The inclusion of resistor 10 and capacitor 11 affects the impedance seen by voice coil 4a only little, and the impedance seen by voice coil 4b remains quite high even at high frequencies because the sum of resistances 7 and 10 is in practice many times greater than the nominal impedance of voice coil 4b.
If any tweeter is not used in the system, it may be necessary to expand bandwidth by decreasing the attenuation at the most high frequencies. This can be done favorably e.g. by inserting a parallel resonance network, made up of an inductor and a capacitor, in series with resistor 10 and by setting the impedance peak of said resonance network to the highest frequencies to be reproduced. At the same time, capacitance 11 can be decreased substantially. One remarkable benefit of current-drive is also that, as the attenuation introduced by voice coil inductance is absent, it becomes possible to employ a one-way system in many such applications where usually would be needed the aid of a tweeter.
Figures 4 and 5 show in parentheses example values for the circuit components assuming 4 Ω voice coils. Figure 7 shows the attenuation characteristics (vector sum of voice coil currents) obtained using these values; the solid line representing the Fig. 4 circuit and the dashed line, respectively, the Fig. 5 circuit. Figure 8 shows, respectively, the total impedance developed between points 8 and 9.
Capacitors should be preferably of plastic dielectric, but bipolar electrolytics may be used where only cost is important. Inductor 5 is not yet too large to be air-cored. In final design, the lossy self-inductance of each voice coil and the mutual inductance between them have to be taken into account and modelled with appropriate equivalent circuits.
Fig. 6 shows an alternative but less ideal method to attenuate high frequencies in current-driven loudspeakers. Here, an ordinary single-voice-coil driver is fed using an RCL-circuit, that can be tuned to realize almost similar filtering function than the circuits in Figures 4 and 5 provide.
For comparison, we assume that the same driver unit is used in Figures 4 and 6 (voice coils in series). Then, for a given sound level the electromotive forces induced in voice coil 4a in Fig. 4 are half of that induced in the driver in Fig. 6. Further, the force factor of coil 4a is half of the force factor in Fig. 6. Therefore, for a given level of EMF-derived sound effects, the EMF-generated currents passing through coil 4a in Fig. 4 must be 2-fold compared with the EMF-currents passing through the driver in Fig. 6. Thus, the impedance seen by voice coil 4a in Fig. 4 can be allowed to be less than 1/4 of that seen by the driver in Fig. 6 to maintain same sound quality. This advantage is enough in practice to make the dual coil method more ideal in performance compared with the single coil alternative.

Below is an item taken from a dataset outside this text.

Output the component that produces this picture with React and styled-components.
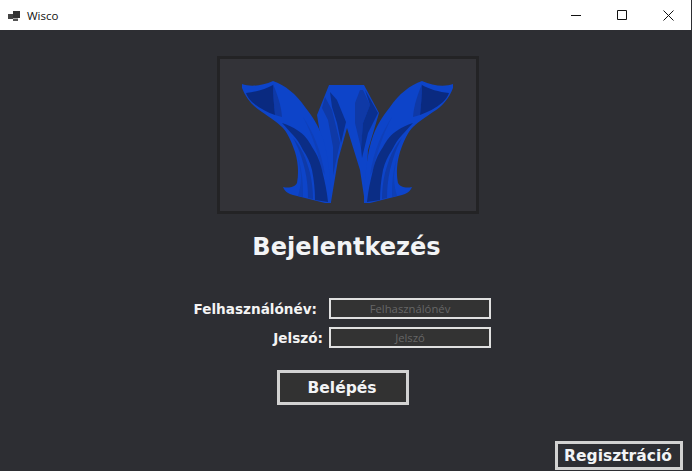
import React from 'react'
import styled, { createGlobalStyle } from 'styled-components';

const Global = createGlobalStyle`
html, body { margin: 0; padding: 0; height: 100%; overflow: hidden; background: #2d2e33; }
#root { height: 100%; }
* { box-sizing: border-box; }
`

const App = () => {
    return (
        <Wrap>
            <Global />
            <TitleBar>
                <AppIcon viewBox="0 0 13 11">
                    <path d="M0 4h5v5H0z" fill="#444" />
                    <path d="M5 1h7v7H5z" fill="#333" />
                    <path d="M5 8.500h5V11H5z" fill="#555" />
                </AppIcon>
                <AppName>Wisco</AppName>
                <WinControls>
                    <WinButton aria-label="Minimize">
                        <svg width="10" height="10" viewBox="0 0 10 10"><path d="M0 5.500h10" stroke="#111" fill="none" /></svg>
                    </WinButton>
                    <WinButton aria-label="Maximize">
                        <svg width="10" height="10" viewBox="0 0 10 10"><path d="M.5.500h9v9h-9z" stroke="#111" fill="none" /></svg>
                    </WinButton>
                    <WinButton aria-label="Close">
                        <svg width="11" height="11" viewBox="0 0 11 11"><path d="M.5.500l10 10M10.500.500l-10 10" stroke="#111" fill="none" /></svg>
                    </WinButton>
                </WinControls>
            </TitleBar>
            <Content>
                <LogoBox>
                    <Logo />
                </LogoBox>
                <Title>Bejelentkezés</Title>
                <Form>
                    <Row>
                        <Label>Felhasználónév:</Label>
                        <Input placeholder="Felhasználónév" />
                    </Row>
                    <Row $gap={6}>
                        <Label>Jelszó:</Label>
                        <Input placeholder="Jelszó" />
                    </Row>
                </Form>
                <LoginButton>Belépés</LoginButton>
                <RegisterButton>Regisztráció</RegisterButton>
            </Content>
        </Wrap>
    )
}

// one wing of the W, the other side is the same shape mirrored
const Wing = () => (
    <>
        <path fill="#0d44c9" d="M242 84C250 87 262 86 273 81C285 85 296 94 305 107C313 117 318 125 322 136C328 152 331 180 331 203L325 203L293 195C289 194 285 192 283 187C288 188 294 188 297 183C299 172 298 162 295 152C291 140 287 132 282 127C276 121 270 118 262 112C252 106 246 98 242 88Z" />
        <path fill="#0f39a6" d="M273 84C277 94 281 104 282 117L275 115C274 105 273 95 273 84Z" />
        <path fill="#0a2a80" d="M246 93C256 92 266 89 273 85C273 95 274 105 275 115C267 112 259 108 252 102C249 99 247 96 246 93Z" />
        <path fill="#0f3fb8" d="M303 117C313 132 321 150 325 175L322 170C318 152 311 132 303 117Z" />
        <path fill="#0b2d85" d="M282 123C288 125 293 127 297 130C304 134 309 141 312 147C318 156 320 162 322 170C325 182 327 192 328 202L315 200C315 190 314 180 312 170C310 162 307 156 303 150C300 144 297 139 293 135C289 131 286 127 282 123Z" />
        <path fill="#0f3aa8" d="M293 138C297 142 300 147 303 153C306 159 308 166 310 173C312 182 313 190 313 199L308 198C308 188 307 179 305 170C303 162 301 155 298 148C296 144 295 141 293 138Z" />
        <path fill="#0e3fb6" d="M297 153C299 160 301 168 302 176C303 183 303 190 303 197L298 196C300 190 301 183 301 176C300 168 299 160 297 153Z" />
    </>
)

const Logo = () => (
    <svg width="214" height="126" viewBox="241 79 214 126">
        {/* the middle of the W sits behind both wings */}
        <path fill="#0d44c9" d="M329 85H364L379 113L368 150L365 203L360 170L347 128L338 160L331 202L317 115Z" />
        <path fill="#0f39a6" d="M325 97L332 110L340 143L333 175L333 147L328 120L322 108Z" />
        <path fill="#0a2f8e" d="M330 92L337 100L346 122L341 143L337 123L332 107Z" />
        <path fill="#0f39a6" d="M360 90H363L370 105L363 123L361 148L355 123L355 103Z" />
        <path fill="#0a2f8e" d="M365 90L378 113L368 133L362 158L361 148L363 123L370 105Z" />
        <Wing />
        <g transform="translate(695 0) scale(-1 1)">
            <Wing />
        </g>
    </svg>
)

export default App;

const Wrap = styled.div`
height:100%;
display:flex;
flex-direction:column;
font-family:'DejaVu Sans', sans-serif;
color:#f0f0f0;
`
const TitleBar = styled.div`
height:30px;
flex:none;
background:#fff;
display:flex;
align-items:center;
padding-left:8px;
margin-right:1px;
`
const AppIcon = styled.svg`
width:13px;
height:11px;
margin-right:6px;
`
const AppName = styled.span`
font-family:'Open Sans', sans-serif;
font-size:11.500px;
color:#111;
`
const WinControls = styled.div`
margin-left:auto;
display:flex;
height:100%;
`
const WinButton = styled.div`
width:46px;
height:100%;
display:flex;
align-items:center;
justify-content:center;
`
const Content = styled.div`
flex:1;
display:flex;
flex-direction:column;
align-items:center;
padding:26px 8px 0;
`
const LogoBox = styled.div`
width:262px;
height:158px;
flex:none;
margin-left:4px;
background:#333338;
border:3px solid #232325;
padding-top:20px;
display:flex;
justify-content:center;
`
const Title = styled.h1`
font-size:24px;
font-weight:bold;
line-height:30px;
margin:18px 0 0 1px;
color:#f2f4f6;
`
const Form = styled.div`
display:flex;
flex-direction:column;
align-items:flex-end;
gap:8px;
margin-top:36px;
align-self:flex-start;
width:483px;
`
const Row = styled.div`
display:flex;
align-items:center;
gap:${props => props.$gap || 12}px;
`
const Label = styled.label`
font-size:13.600px;
font-weight:bold;
color:#f4f4f4;
`
const Input = styled.input`
width:162px;
height:21px;
padding:0;
background:#333333;
border:2px solid #e0e0e0;
text-align:center;
font-family:'Open Sans', sans-serif;
font-size:11.300px;
color:#eee;
outline:none;
&::placeholder{
    color:#666;
    opacity:1;
}
`
const LoginButton = styled.button`
width:132px;
height:35px;
margin-top:22px;
margin-left:-6px;
padding:0 2px 0 0;
background:#323232;
border:3px solid #d2d2d2;
font-family:'DejaVu Sans', sans-serif;
font-size:15.500px;
font-weight:bold;
color:#f2f4f6;
`
const RegisterButton = styled(LoginButton)`
width:128px;
height:29px;
margin:auto 1px 1px 0;
align-self:flex-end;
background:#2d2e33;
`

The superiority of the dual coil method is especially clear at high frequencies. With the example values given, the impedance seen by voice coil 4a increases almost directly proportional to frequency already from about 1 kHz, whereas in Fig. 6 the impedance seen by the driver levels off at high frequencies to the sum of resistances R1 and R2 .
Supplements and Clarifications
The voice coils 4a and 4b don't need to be identical. By making the number of turns of the coils different, one can establish different attenuation factors. However, this is not necessarily very practical. The voice coils can also be connected in series already in the inner structure of the driver, thus saving one outcoming wire. Several dual voice coil drivers may also be used instead of one. Voice coil 4a can be a series or parallel combination of the first coils from several dual voice coil drivers, and voice coil 4b can be a combination of the second coils of the same drivers.

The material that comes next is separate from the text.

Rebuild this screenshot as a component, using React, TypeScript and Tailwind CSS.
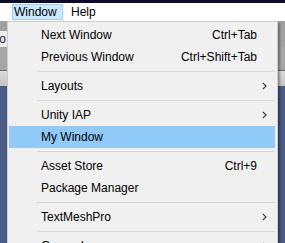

Parallel connection of voice coils can also be used on current-drive provided that the drivers are similar. When a disturbing EMF appears in one of the parallel-connected coils, the disturbance current generated by the EMF flows in opposite direction in the other voice coil, and therefore audible EMF-generated effects are largely canceled out, even though the true impedance seen by each voice coil is left relatively low.
The current-divider network 3 may also include drivers for other frequency bands and crossover filter circuits, to make up a multiway system. The principle of high source impedance, however, limits the preferred crossover designs to mostly 1st-order filters. (Corresponding limitation would also apply to voltage-driven systems, if one wanted to minimize the source impedance.) The response of driver 2 may also need correction to damp the fundamental resonance, by which reason the impedance seen by voice coils 4a and 4b may stay relatively low at bass frequencies.
It is also possible to realize the same compensation by using two single-coil driver units instead of one dual-coil unit. In certain conditions, this can yield even better EMF current suppression. However, using single-coil drivers in this manner is more expensive and space consuming and is not covered by the present invention.
When talking about dual voice coil drivers, it is meant that the coils are on the same coil former or actuate the same vibrating diaphragm. Hence, for instance, the bass and treble units of so-called coaxial drivers are in this regard different drivers.